═══ DATA LINES

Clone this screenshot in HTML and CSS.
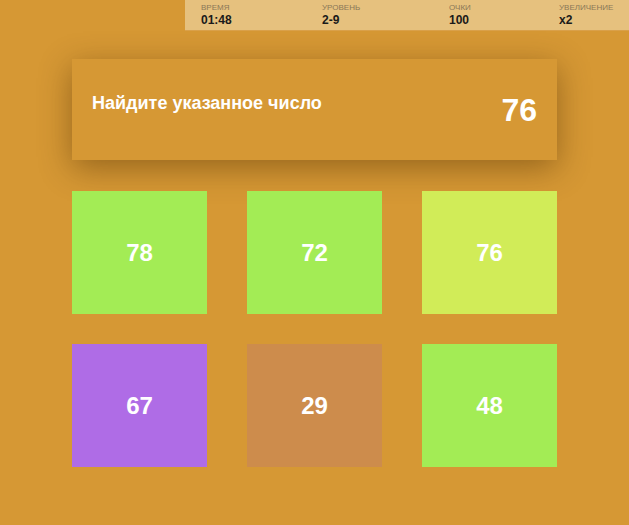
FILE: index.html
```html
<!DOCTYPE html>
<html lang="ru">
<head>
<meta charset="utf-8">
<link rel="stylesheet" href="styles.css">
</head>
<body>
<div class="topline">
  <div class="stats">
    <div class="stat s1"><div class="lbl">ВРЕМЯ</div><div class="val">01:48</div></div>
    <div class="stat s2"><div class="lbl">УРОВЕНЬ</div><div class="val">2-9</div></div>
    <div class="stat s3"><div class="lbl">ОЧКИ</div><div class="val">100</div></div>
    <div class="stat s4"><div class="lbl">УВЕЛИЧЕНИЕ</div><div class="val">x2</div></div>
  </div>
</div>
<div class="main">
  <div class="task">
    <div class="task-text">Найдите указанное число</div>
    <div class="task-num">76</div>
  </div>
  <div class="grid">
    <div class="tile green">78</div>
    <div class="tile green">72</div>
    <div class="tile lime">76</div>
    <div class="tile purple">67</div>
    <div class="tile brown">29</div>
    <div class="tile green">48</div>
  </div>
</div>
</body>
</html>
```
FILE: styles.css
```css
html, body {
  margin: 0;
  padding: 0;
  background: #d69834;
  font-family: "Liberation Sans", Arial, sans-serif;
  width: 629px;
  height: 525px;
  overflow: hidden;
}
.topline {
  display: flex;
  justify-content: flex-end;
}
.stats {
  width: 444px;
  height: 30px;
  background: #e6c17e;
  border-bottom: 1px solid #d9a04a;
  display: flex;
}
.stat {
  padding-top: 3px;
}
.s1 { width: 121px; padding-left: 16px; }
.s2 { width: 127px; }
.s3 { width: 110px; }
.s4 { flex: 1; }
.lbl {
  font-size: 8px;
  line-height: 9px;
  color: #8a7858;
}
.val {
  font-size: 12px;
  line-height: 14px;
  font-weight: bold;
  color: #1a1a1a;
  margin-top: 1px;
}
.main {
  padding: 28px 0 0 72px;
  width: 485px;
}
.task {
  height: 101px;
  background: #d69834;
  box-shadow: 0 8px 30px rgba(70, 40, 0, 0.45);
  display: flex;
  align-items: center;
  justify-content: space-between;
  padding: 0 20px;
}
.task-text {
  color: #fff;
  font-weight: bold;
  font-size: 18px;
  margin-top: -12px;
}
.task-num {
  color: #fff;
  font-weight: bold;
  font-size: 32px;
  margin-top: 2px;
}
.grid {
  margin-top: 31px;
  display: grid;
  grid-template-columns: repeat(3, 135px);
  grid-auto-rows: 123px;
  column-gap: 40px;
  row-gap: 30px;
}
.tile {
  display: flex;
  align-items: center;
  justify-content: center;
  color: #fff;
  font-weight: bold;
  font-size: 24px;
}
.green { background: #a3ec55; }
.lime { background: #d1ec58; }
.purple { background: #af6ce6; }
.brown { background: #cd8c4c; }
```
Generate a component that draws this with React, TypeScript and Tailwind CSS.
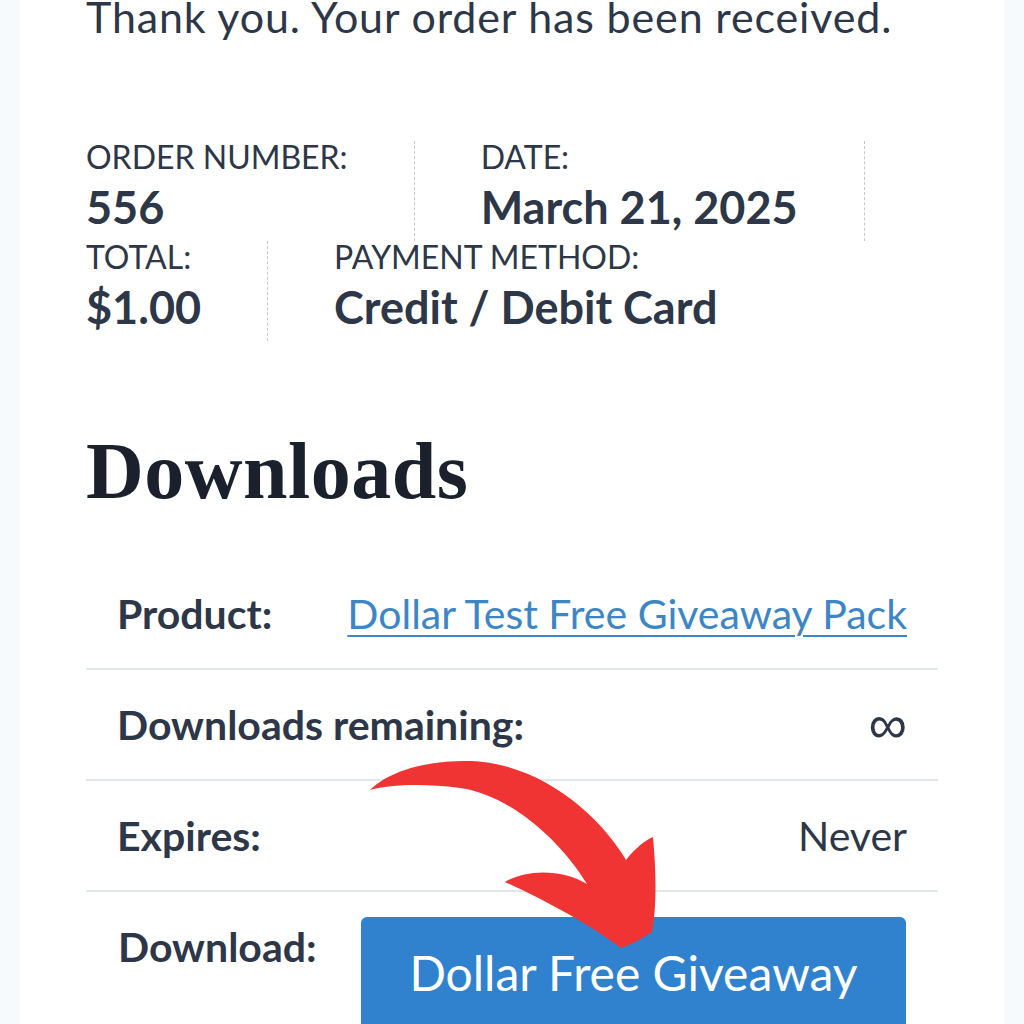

══════

STATED PROBLEM:
Restate each entry word for word, leaving out any pictures.

SOLUTION FOR THIS PROBLEM:
Clone this screenshot in HTML and CSS.
FILE: index.html
```html
<!DOCTYPE html>
<html lang="ru">
<head>
<meta charset="utf-8">
<link rel="stylesheet" href="styles.css">
</head>
<body>
<div class="topline">
  <div class="stats">
    <div class="stat s1"><div class="lbl">ВРЕМЯ</div><div class="val">01:48</div></div>
    <div class="stat s2"><div class="lbl">УРОВЕНЬ</div><div class="val">2-9</div></div>
    <div class="stat s3"><div class="lbl">ОЧКИ</div><div class="val">100</div></div>
    <div class="stat s4"><div class="lbl">УВЕЛИЧЕНИЕ</div><div class="val">x2</div></div>
  </div>
</div>
<div class="main">
  <div class="task">
    <div class="task-text">Найдите указанное число</div>
    <div class="task-num">76</div>
  </div>
  <div class="grid">
    <div class="tile green">78</div>
    <div class="tile green">72</div>
    <div class="tile lime">76</div>
    <div class="tile purple">67</div>
    <div class="tile brown">29</div>
    <div class="tile green">48</div>
  </div>
</div>
</body>
</html>
```
FILE: styles.css
```css
html, body {
  margin: 0;
  padding: 0;
  background: #d69834;
  font-family: "Liberation Sans", Arial, sans-serif;
  width: 629px;
  height: 525px;
  overflow: hidden;
}
.topline {
  display: flex;
  justify-content: flex-end;
}
.stats {
  width: 444px;
  height: 30px;
  background: #e6c17e;
  border-bottom: 1px solid #d9a04a;
  display: flex;
}
.stat {
  padding-top: 3px;
}
.s1 { width: 121px; padding-left: 16px; }
.s2 { width: 127px; }
.s3 { width: 110px; }
.s4 { flex: 1; }
.lbl {
  font-size: 8px;
  line-height: 9px;
  color: #8a7858;
}
.val {
  font-size: 12px;
  line-height: 14px;
  font-weight: bold;
  color: #1a1a1a;
  margin-top: 1px;
}
.main {
  padding: 28px 0 0 72px;
  width: 485px;
}
.task {
  height: 101px;
  background: #d69834;
  box-shadow: 0 8px 30px rgba(70, 40, 0, 0.45);
  display: flex;
  align-items: center;
  justify-content: space-between;
  padding: 0 20px;
}
.task-text {
  color: #fff;
  font-weight: bold;
  font-size: 18px;
  margin-top: -12px;
}
.task-num {
  color: #fff;
  font-weight: bold;
  font-size: 32px;
  margin-top: 2px;
}
.grid {
  margin-top: 31px;
  display: grid;
  grid-template-columns: repeat(3, 135px);
  grid-auto-rows: 123px;
  column-gap: 40px;
  row-gap: 30px;
}
.tile {
  display: flex;
  align-items: center;
  justify-content: center;
  color: #fff;
  font-weight: bold;
  font-size: 24px;
}
.green { background: #a3ec55; }
.lime { background: #d1ec58; }
.purple { background: #af6ce6; }
.brown { background: #cd8c4c; }
```
Generate a component that draws this with React, TypeScript and Tailwind CSS.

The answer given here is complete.